• PROVIDED DATA:
* * * * * * *

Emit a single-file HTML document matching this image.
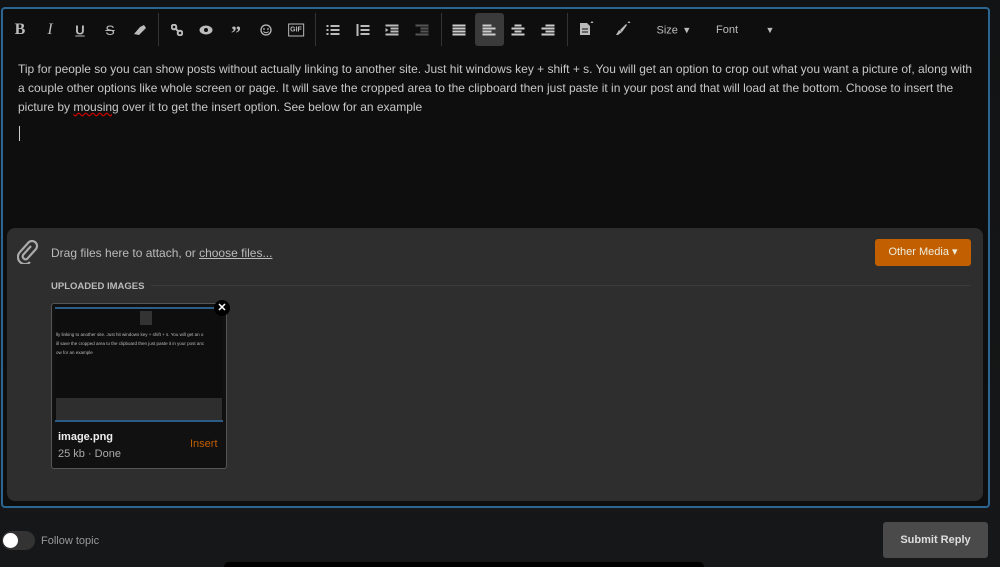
<!DOCTYPE html>
<html style="width:1000px;height:567px;overflow:hidden"><head><style>
*{margin:0;padding:0;box-sizing:border-box}
body{width:1000px;height:567px;overflow:hidden;background:linear-gradient(#121314,#161718);font-family:"Liberation Sans",sans-serif;position:relative;color:#ccc}
.ed{position:absolute;left:1px;top:7px;width:989px;height:501px;border:2px solid #2b6592;border-radius:4px;background:#0e0e0f}
.ti{position:absolute;top:30px;transform:translate(-50%,-50%);color:#bbb;font-size:15px;font-weight:bold}
.sep{position:absolute;top:13px;width:1px;height:33px;background:#333}
.txt{position:absolute;left:18px;top:60px;width:960px;font-size:12px;line-height:19px;color:#c8c8c8}
.att{position:absolute;left:7px;top:228px;width:976px;height:273px;background:#2e2e2e;border-radius:8px}
</style></head><body>
<div class="ed"></div>
<div class="ti" style="left:20px;font-family:'Liberation Serif';font-size:16px">B</div>
<div class="ti" style="left:50px;font-family:'Liberation Serif';font-style:italic;font-weight:normal;font-size:16px">I</div>
<div class="ti" style="left:80px;text-decoration:underline;font-size:13px">U</div>
<div class="ti" style="left:110px;text-decoration:line-through;font-weight:normal;font-size:14px">S</div>
<svg class="ti" style="left:140px" width="14" height="12"><path d="M1 10 L7 3 L11 1 L13 4 L6 11 Z" fill="#bbb"/></svg>
<div class="sep" style="left:158px"></div>
<svg class="ti" style="left:177px" width="12" height="12"><circle cx="3" cy="3" r="2.3" fill="none" stroke="#bbb" stroke-width="2"/><circle cx="9" cy="9" r="2.3" fill="none" stroke="#bbb" stroke-width="2"/><path d="M4 4L8 8" stroke="#bbb" stroke-width="2"/></svg>
<svg class="ti" style="left:206px" width="14" height="10"><ellipse cx="7" cy="5" rx="6.5" ry="4.5" fill="#bbb"/><circle cx="7" cy="5" r="2" fill="#0e0e0f"/></svg>
<div class="ti" style="left:236px;font-size:20px;top:34px;font-family:'Liberation Serif'">”</div>
<svg class="ti" style="left:266px" width="12" height="12"><circle cx="6" cy="6" r="5" fill="none" stroke="#bbb" stroke-width="1.3"/><circle cx="4" cy="5" r=".9" fill="#bbb"/><circle cx="8" cy="5" r=".9" fill="#bbb"/><path d="M3.5 7.5Q6 10 8.5 7.5" fill="none" stroke="#bbb"/></svg>
<div class="ti" style="left:296px;border:1px solid #bbb;font-size:7px;padding:2px 1px">GIF</div>
<div class="sep" style="left:315px"></div>
<svg class="ti" style="left:333px" width="13" height="11"><path d="M0 1.5h2M4 1.5h9M0 5.5h2M4 5.5h9M0 9.5h2M4 9.5h9" stroke="#bbb" stroke-width="2"/></svg>
<svg class="ti" style="left:363px" width="13" height="12"><path d="M1 0v12M4 2h9M4 6h9M4 10h9" stroke="#bbb" stroke-width="2"/></svg>
<svg class="ti" style="left:392px" width="13" height="11"><path d="M0 1h13M5 4h8M5 7h8M0 10h13" stroke="#bbb" stroke-width="2"/><path d="M0 3.5l3 2-3 2z" fill="#bbb"/></svg>
<svg class="ti" style="left:422px" width="13" height="11"><path d="M0 1h13M5 4h8M5 7h8M0 10h13" stroke="#555" stroke-width="2"/></svg>
<div class="sep" style="left:441px"></div>
<svg class="ti" style="left:459px" width="13" height="11"><path d="M0 1h13M0 4h13M0 7h13M0 10h13" stroke="#ccc" stroke-width="2"/></svg>
<div style="position:absolute;left:475px;top:13px;width:29px;height:33px;background:#3a3a3a;border-radius:3px"></div>
<svg class="ti" style="left:489px" width="13" height="11"><path d="M0 1h9M0 4h13M0 7h9M0 10h13" stroke="#ccc" stroke-width="2"/></svg>
<svg class="ti" style="left:518px" width="13" height="11"><path d="M3 1h7M0 4h13M3 7h7M0 10h13" stroke="#ccc" stroke-width="2"/></svg>
<svg class="ti" style="left:548px" width="13" height="11"><path d="M4 1h9M0 4h13M4 7h9M0 10h13" stroke="#ccc" stroke-width="2"/></svg>
<div class="sep" style="left:567px"></div>
<svg class="ti" style="left:587px;top:28px" width="16" height="16"><path d="M1 3h7l3 3v9H1z" fill="#bbb"/><path d="M3 9h6M3 12h6" stroke="#0e0e0f"/><path d="M13 1l1.5 2h-3z" fill="#bbb"/></svg>
<svg class="ti" style="left:623px;top:28px" width="18" height="16"><path d="M2 15l3-5 3 2-4 3z" fill="#bbb"/><path d="M6 10l6-6 1 1-5 7z" fill="#bbb"/><path d="M15 1l1.5 2h-3z" fill="#bbb"/></svg>
<div class="ti" style="left:673px;font-weight:normal;font-size:11px;color:#bbb">Size &nbsp;▾</div>
<div class="ti" style="left:727px;font-weight:normal;font-size:11px;color:#bbb">Font</div>
<div class="ti" style="left:770px;font-weight:normal;font-size:9px;color:#bbb">▼</div>
<div class="txt">Tip for people so you can show posts without actually linking to another site. Just hit windows key + shift + s. You will get an option to crop out what you want a picture of, along with a couple other options like whole screen or page. It will save the cropped area to the clipboard then just paste it in your post and that will load at the bottom. Choose to insert the picture by <span style="text-decoration:underline wavy #c00">mousing</span> over it to get the insert option. See below for an example</div>
<div style="position:absolute;left:19px;top:126px;width:1px;height:15px;background:#ccc"></div>
<div class="att"></div>
<svg style="position:absolute;left:17px;top:240px" width="22" height="24" viewBox="0 0 22 24"><path d="M14 6L6 15a3 3 0 0 0 4 4l9-10a5 5 0 0 0-7-7L3 12a7 7 0 0 0 10 10" fill="none" stroke="#aaa" stroke-width="2.2"/></svg>
<div style="position:absolute;left:51px;top:246px;font-size:12px;color:#bbb">Drag files here to attach, or <u>choose files...</u></div>
<div style="position:absolute;left:875px;top:239px;width:96px;height:27px;background:#c25f00;border-radius:3px;font-size:11px;color:#eed;text-align:center;line-height:27px">Other Media ▾</div>
<div style="position:absolute;left:51px;top:281px;font-size:9.5px;font-weight:bold;color:#bbb">UPLOADED IMAGES</div>
<div style="position:absolute;left:151px;top:285px;width:820px;height:1px;background:#3b3b3b"></div>
<div style="position:absolute;left:51px;top:303px;width:176px;height:166px;border:1px solid #555;border-radius:3px;background:#111"></div>
<div style="position:absolute;left:55px;top:307px;width:168px;height:115px;background:#0e0e0f;border-top:2px solid #2b5d86;border-bottom:2px solid #2b5d86"></div>
<div style="position:absolute;left:140px;top:311px;width:12px;height:14px;background:#333"></div>
<div style="position:absolute;left:56px;top:330px;width:166px;font-size:4.5px;line-height:9px;color:#bbb;white-space:nowrap;overflow:hidden">lly linking to another site. Just hit windows key + shift + s. You will get an o<br>ill save the cropped area to the clipboard then just paste it in your post anc<br>ow for an example</div>
<div style="position:absolute;left:56px;top:398px;width:166px;height:22px;background:#2e2e2e"></div>
<div style="position:absolute;left:214px;top:300px;width:16px;height:16px;border-radius:50%;background:#000;color:#fff;font-size:11px;text-align:center;line-height:16px;font-weight:bold">✕</div>
<div style="position:absolute;left:58px;top:431px;font-size:11px;font-weight:bold;color:#eee">image.png</div>
<div style="position:absolute;left:58px;top:448px;font-size:11px;color:#aaa">25 kb · Done</div>
<div style="position:absolute;left:190px;top:438px;font-size:11px;color:#c25f00">Insert</div>
<div style="position:absolute;left:2px;top:531px;width:33px;height:19px;border-radius:10px;background:#333"></div>
<div style="position:absolute;left:3px;top:533px;width:15px;height:15px;border-radius:50%;background:#fff"></div>
<div style="position:absolute;left:41px;top:535px;font-size:11px;color:#999">Follow topic</div>
<div style="position:absolute;left:883px;top:522px;width:105px;height:36px;background:#4a4a4a;border-radius:3px;font-size:11px;font-weight:bold;color:#ddd;text-align:center;line-height:36px">Submit Reply</div>
<div style="position:absolute;left:224px;top:562px;width:480px;height:5px;background:#000;border-radius:12px 12px 0 0"></div>
</body></html>
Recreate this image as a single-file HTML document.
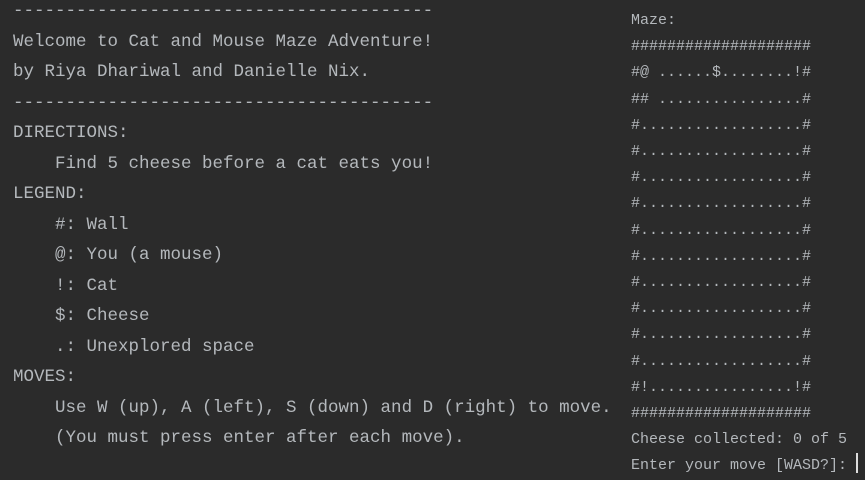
<!DOCTYPE html>
<html><head><style>
body{margin:0;width:865px;height:477px;background:#2b2b2b;overflow:hidden;position:relative;color:#b4b8bc;}
pre{margin:0;position:absolute;white-space:pre;font-family:"Liberation Mono",monospace;}
#l{left:13px;top:-4px;font-size:17.5px;line-height:30.5px;}
#r{left:631px;top:8px;font-size:15px;line-height:26.2px;}
.c{display:inline-block;width:2px;height:20px;background:#ddd;vertical-align:-4px;}
</style></head><body>
<pre id="l">----------------------------------------
Welcome to Cat and Mouse Maze Adventure!
by Riya Dhariwal and Danielle Nix.
----------------------------------------
DIRECTIONS:
    Find 5 cheese before a cat eats you!
LEGEND:
    #: Wall
    @: You (a mouse)
    !: Cat
    $: Cheese
    .: Unexplored space
MOVES:
    Use W (up), A (left), S (down) and D (right) to move.
    (You must press enter after each move).</pre>
<pre id="r">Maze:
####################
#@ ......$........!#
## ................#
#..................#
#..................#
#..................#
#..................#
#..................#
#..................#
#..................#
#..................#
#..................#
#..................#
#!................!#
####################
Cheese collected: 0 of 5
Enter your move [WASD?]: <span class="c"></span></pre>
</body></html>
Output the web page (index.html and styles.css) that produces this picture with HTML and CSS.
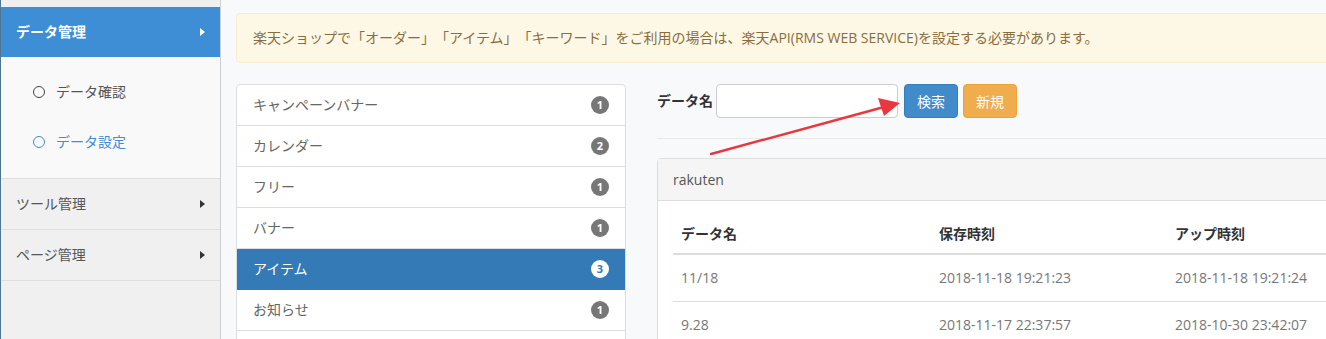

* * * * * * *

Repeat only the lines from the line with "Recreate this image" to the end of the entries, including both the first and the last line, and drop every picture.

• ANSWER BELOW:
Recreate this image as a single-file HTML document.
<!DOCTYPE html>
<html><head><style>
body{margin:0;width:865px;height:477px;background:#2b2b2b;overflow:hidden;position:relative;color:#b4b8bc;}
pre{margin:0;position:absolute;white-space:pre;font-family:"Liberation Mono",monospace;}
#l{left:13px;top:-4px;font-size:17.5px;line-height:30.5px;}
#r{left:631px;top:8px;font-size:15px;line-height:26.2px;}
.c{display:inline-block;width:2px;height:20px;background:#ddd;vertical-align:-4px;}
</style></head><body>
<pre id="l">----------------------------------------
Welcome to Cat and Mouse Maze Adventure!
by Riya Dhariwal and Danielle Nix.
----------------------------------------
DIRECTIONS:
    Find 5 cheese before a cat eats you!
LEGEND:
    #: Wall
    @: You (a mouse)
    !: Cat
    $: Cheese
    .: Unexplored space
MOVES:
    Use W (up), A (left), S (down) and D (right) to move.
    (You must press enter after each move).</pre>
<pre id="r">Maze:
####################
#@ ......$........!#
## ................#
#..................#
#..................#
#..................#
#..................#
#..................#
#..................#
#..................#
#..................#
#..................#
#..................#
#!................!#
####################
Cheese collected: 0 of 5
Enter your move [WASD?]: <span class="c"></span></pre>
</body></html>
Output the web page (index.html and styles.css) that produces this picture with HTML and CSS.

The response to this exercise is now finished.